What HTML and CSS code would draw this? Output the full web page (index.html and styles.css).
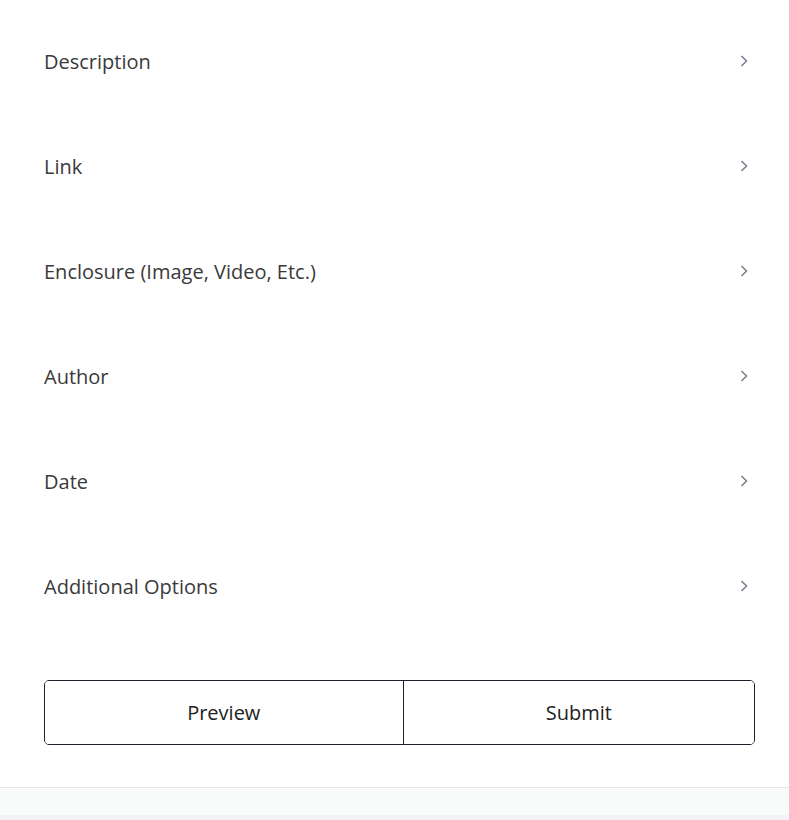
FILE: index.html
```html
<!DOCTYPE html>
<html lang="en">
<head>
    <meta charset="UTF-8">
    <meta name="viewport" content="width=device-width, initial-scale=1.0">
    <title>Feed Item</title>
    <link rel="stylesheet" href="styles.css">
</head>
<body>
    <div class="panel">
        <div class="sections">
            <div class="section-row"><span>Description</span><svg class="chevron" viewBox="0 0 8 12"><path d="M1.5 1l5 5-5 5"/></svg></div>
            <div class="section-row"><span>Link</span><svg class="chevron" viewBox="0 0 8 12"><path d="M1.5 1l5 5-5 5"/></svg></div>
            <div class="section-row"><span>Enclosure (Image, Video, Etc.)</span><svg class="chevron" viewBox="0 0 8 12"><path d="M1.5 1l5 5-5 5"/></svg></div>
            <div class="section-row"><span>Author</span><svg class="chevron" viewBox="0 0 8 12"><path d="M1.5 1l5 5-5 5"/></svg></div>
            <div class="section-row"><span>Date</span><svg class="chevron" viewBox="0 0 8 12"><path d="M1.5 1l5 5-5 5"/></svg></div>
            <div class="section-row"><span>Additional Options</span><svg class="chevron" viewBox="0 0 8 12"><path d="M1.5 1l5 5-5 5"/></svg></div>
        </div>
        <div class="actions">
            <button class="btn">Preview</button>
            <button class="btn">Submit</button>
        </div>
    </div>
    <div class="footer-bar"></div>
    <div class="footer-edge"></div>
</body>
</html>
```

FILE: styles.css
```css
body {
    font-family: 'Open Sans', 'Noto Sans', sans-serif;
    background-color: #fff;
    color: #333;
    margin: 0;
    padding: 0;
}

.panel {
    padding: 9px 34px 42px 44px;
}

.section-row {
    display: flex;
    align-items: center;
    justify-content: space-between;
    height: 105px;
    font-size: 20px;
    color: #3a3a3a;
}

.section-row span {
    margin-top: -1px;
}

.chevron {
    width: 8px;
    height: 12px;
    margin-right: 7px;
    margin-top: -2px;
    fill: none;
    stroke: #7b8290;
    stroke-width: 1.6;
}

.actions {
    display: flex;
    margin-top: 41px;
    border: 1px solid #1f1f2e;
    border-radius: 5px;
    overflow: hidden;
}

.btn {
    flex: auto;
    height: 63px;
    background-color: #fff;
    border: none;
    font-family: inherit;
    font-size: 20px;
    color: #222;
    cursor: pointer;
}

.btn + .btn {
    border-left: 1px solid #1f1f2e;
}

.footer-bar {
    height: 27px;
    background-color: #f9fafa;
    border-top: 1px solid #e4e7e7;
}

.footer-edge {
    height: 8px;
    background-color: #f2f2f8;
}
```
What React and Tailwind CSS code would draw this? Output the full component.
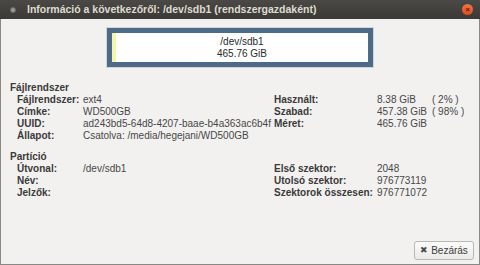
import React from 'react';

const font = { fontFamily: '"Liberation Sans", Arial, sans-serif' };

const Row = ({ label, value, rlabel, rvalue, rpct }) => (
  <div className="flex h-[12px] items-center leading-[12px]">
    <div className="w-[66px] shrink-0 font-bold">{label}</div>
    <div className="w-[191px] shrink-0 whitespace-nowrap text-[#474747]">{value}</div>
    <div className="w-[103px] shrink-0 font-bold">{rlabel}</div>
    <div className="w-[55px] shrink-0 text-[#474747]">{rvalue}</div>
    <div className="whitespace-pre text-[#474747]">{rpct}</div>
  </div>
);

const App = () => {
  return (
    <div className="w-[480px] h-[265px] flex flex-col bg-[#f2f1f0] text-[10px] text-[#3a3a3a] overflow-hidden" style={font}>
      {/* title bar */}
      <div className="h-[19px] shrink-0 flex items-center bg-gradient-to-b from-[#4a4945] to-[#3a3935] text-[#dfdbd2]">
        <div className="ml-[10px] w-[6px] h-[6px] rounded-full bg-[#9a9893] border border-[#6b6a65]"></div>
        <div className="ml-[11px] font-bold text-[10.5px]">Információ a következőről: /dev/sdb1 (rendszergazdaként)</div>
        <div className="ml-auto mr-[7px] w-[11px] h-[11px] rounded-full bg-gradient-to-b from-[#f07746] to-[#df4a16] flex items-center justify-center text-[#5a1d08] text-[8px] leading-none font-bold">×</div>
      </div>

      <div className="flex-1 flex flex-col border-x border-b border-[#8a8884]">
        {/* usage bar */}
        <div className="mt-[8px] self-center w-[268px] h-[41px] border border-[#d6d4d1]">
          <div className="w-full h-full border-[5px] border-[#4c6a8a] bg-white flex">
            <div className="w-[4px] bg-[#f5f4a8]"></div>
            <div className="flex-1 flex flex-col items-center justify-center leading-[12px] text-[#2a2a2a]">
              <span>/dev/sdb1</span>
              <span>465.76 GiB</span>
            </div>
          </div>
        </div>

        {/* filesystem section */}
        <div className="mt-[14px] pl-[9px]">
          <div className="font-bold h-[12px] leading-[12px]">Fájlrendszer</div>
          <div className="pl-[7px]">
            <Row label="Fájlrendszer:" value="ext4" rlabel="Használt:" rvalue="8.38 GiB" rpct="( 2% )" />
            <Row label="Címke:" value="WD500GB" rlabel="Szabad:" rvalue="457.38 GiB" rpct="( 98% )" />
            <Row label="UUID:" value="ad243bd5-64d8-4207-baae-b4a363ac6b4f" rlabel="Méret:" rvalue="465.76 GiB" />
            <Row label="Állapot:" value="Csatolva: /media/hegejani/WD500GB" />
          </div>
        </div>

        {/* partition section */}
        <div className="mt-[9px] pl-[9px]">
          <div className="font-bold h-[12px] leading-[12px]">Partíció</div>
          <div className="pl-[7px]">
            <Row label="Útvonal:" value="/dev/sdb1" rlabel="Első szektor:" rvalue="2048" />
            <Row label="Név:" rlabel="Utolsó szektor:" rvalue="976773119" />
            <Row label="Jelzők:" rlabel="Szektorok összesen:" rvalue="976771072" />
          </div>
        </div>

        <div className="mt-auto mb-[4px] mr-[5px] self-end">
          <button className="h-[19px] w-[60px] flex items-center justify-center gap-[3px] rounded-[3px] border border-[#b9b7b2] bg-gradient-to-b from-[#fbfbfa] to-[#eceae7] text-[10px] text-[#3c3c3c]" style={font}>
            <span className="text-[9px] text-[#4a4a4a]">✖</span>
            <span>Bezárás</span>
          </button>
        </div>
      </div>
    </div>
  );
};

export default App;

* * * * * * * * *

**Exercise goal:**
Return the material exactly as given, apart from the pictures.

**Result:**
What HTML and CSS code would draw this? Output the full web page (index.html and styles.css).
FILE: index.html
```html
<!DOCTYPE html>
<html lang="en">
<head>
    <meta charset="UTF-8">
    <meta name="viewport" content="width=device-width, initial-scale=1.0">
    <title>Feed Item</title>
    <link rel="stylesheet" href="styles.css">
</head>
<body>
    <div class="panel">
        <div class="sections">
            <div class="section-row"><span>Description</span><svg class="chevron" viewBox="0 0 8 12"><path d="M1.5 1l5 5-5 5"/></svg></div>
            <div class="section-row"><span>Link</span><svg class="chevron" viewBox="0 0 8 12"><path d="M1.5 1l5 5-5 5"/></svg></div>
            <div class="section-row"><span>Enclosure (Image, Video, Etc.)</span><svg class="chevron" viewBox="0 0 8 12"><path d="M1.5 1l5 5-5 5"/></svg></div>
            <div class="section-row"><span>Author</span><svg class="chevron" viewBox="0 0 8 12"><path d="M1.5 1l5 5-5 5"/></svg></div>
            <div class="section-row"><span>Date</span><svg class="chevron" viewBox="0 0 8 12"><path d="M1.5 1l5 5-5 5"/></svg></div>
            <div class="section-row"><span>Additional Options</span><svg class="chevron" viewBox="0 0 8 12"><path d="M1.5 1l5 5-5 5"/></svg></div>
        </div>
        <div class="actions">
            <button class="btn">Preview</button>
            <button class="btn">Submit</button>
        </div>
    </div>
    <div class="footer-bar"></div>
    <div class="footer-edge"></div>
</body>
</html>
```

FILE: styles.css
```css
body {
    font-family: 'Open Sans', 'Noto Sans', sans-serif;
    background-color: #fff;
    color: #333;
    margin: 0;
    padding: 0;
}

.panel {
    padding: 9px 34px 42px 44px;
}

.section-row {
    display: flex;
    align-items: center;
    justify-content: space-between;
    height: 105px;
    font-size: 20px;
    color: #3a3a3a;
}

.section-row span {
    margin-top: -1px;
}

.chevron {
    width: 8px;
    height: 12px;
    margin-right: 7px;
    margin-top: -2px;
    fill: none;
    stroke: #7b8290;
    stroke-width: 1.6;
}

.actions {
    display: flex;
    margin-top: 41px;
    border: 1px solid #1f1f2e;
    border-radius: 5px;
    overflow: hidden;
}

.btn {
    flex: auto;
    height: 63px;
    background-color: #fff;
    border: none;
    font-family: inherit;
    font-size: 20px;
    color: #222;
    cursor: pointer;
}

.btn + .btn {
    border-left: 1px solid #1f1f2e;
}

.footer-bar {
    height: 27px;
    background-color: #f9fafa;
    border-top: 1px solid #e4e7e7;
}

.footer-edge {
    height: 8px;
    background-color: #f2f2f8;
}
```
What React and Tailwind CSS code would draw this? Output the full component.
import React from 'react';

const font = { fontFamily: '"Liberation Sans", Arial, sans-serif' };

const Row = ({ label, value, rlabel, rvalue, rpct }) => (
  <div className="flex h-[12px] items-center leading-[12px]">
    <div className="w-[66px] shrink-0 font-bold">{label}</div>
    <div className="w-[191px] shrink-0 whitespace-nowrap text-[#474747]">{value}</div>
    <div className="w-[103px] shrink-0 font-bold">{rlabel}</div>
    <div className="w-[55px] shrink-0 text-[#474747]">{rvalue}</div>
    <div className="whitespace-pre text-[#474747]">{rpct}</div>
  </div>
);

const App = () => {
  return (
    <div className="w-[480px] h-[265px] flex flex-col bg-[#f2f1f0] text-[10px] text-[#3a3a3a] overflow-hidden" style={font}>
      {/* title bar */}
      <div className="h-[19px] shrink-0 flex items-center bg-gradient-to-b from-[#4a4945] to-[#3a3935] text-[#dfdbd2]">
        <div className="ml-[10px] w-[6px] h-[6px] rounded-full bg-[#9a9893] border border-[#6b6a65]"></div>
        <div className="ml-[11px] font-bold text-[10.5px]">Információ a következőről: /dev/sdb1 (rendszergazdaként)</div>
        <div className="ml-auto mr-[7px] w-[11px] h-[11px] rounded-full bg-gradient-to-b from-[#f07746] to-[#df4a16] flex items-center justify-center text-[#5a1d08] text-[8px] leading-none font-bold">×</div>
      </div>

      <div className="flex-1 flex flex-col border-x border-b border-[#8a8884]">
        {/* usage bar */}
        <div className="mt-[8px] self-center w-[268px] h-[41px] border border-[#d6d4d1]">
          <div className="w-full h-full border-[5px] border-[#4c6a8a] bg-white flex">
            <div className="w-[4px] bg-[#f5f4a8]"></div>
            <div className="flex-1 flex flex-col items-center justify-center leading-[12px] text-[#2a2a2a]">
              <span>/dev/sdb1</span>
              <span>465.76 GiB</span>
            </div>
          </div>
        </div>

        {/* filesystem section */}
        <div className="mt-[14px] pl-[9px]">
          <div className="font-bold h-[12px] leading-[12px]">Fájlrendszer</div>
          <div className="pl-[7px]">
            <Row label="Fájlrendszer:" value="ext4" rlabel="Használt:" rvalue="8.38 GiB" rpct="( 2% )" />
            <Row label="Címke:" value="WD500GB" rlabel="Szabad:" rvalue="457.38 GiB" rpct="( 98% )" />
            <Row label="UUID:" value="ad243bd5-64d8-4207-baae-b4a363ac6b4f" rlabel="Méret:" rvalue="465.76 GiB" />
            <Row label="Állapot:" value="Csatolva: /media/hegejani/WD500GB" />
          </div>
        </div>

        {/* partition section */}
        <div className="mt-[9px] pl-[9px]">
          <div className="font-bold h-[12px] leading-[12px]">Partíció</div>
          <div className="pl-[7px]">
            <Row label="Útvonal:" value="/dev/sdb1" rlabel="Első szektor:" rvalue="2048" />
            <Row label="Név:" rlabel="Utolsó szektor:" rvalue="976773119" />
            <Row label="Jelzők:" rlabel="Szektorok összesen:" rvalue="976771072" />
          </div>
        </div>

        <div className="mt-auto mb-[4px] mr-[5px] self-end">
          <button className="h-[19px] w-[60px] flex items-center justify-center gap-[3px] rounded-[3px] border border-[#b9b7b2] bg-gradient-to-b from-[#fbfbfa] to-[#eceae7] text-[10px] text-[#3c3c3c]" style={font}>
            <span className="text-[9px] text-[#4a4a4a]">✖</span>
            <span>Bezárás</span>
          </button>
        </div>
      </div>
    </div>
  );
};

export default App;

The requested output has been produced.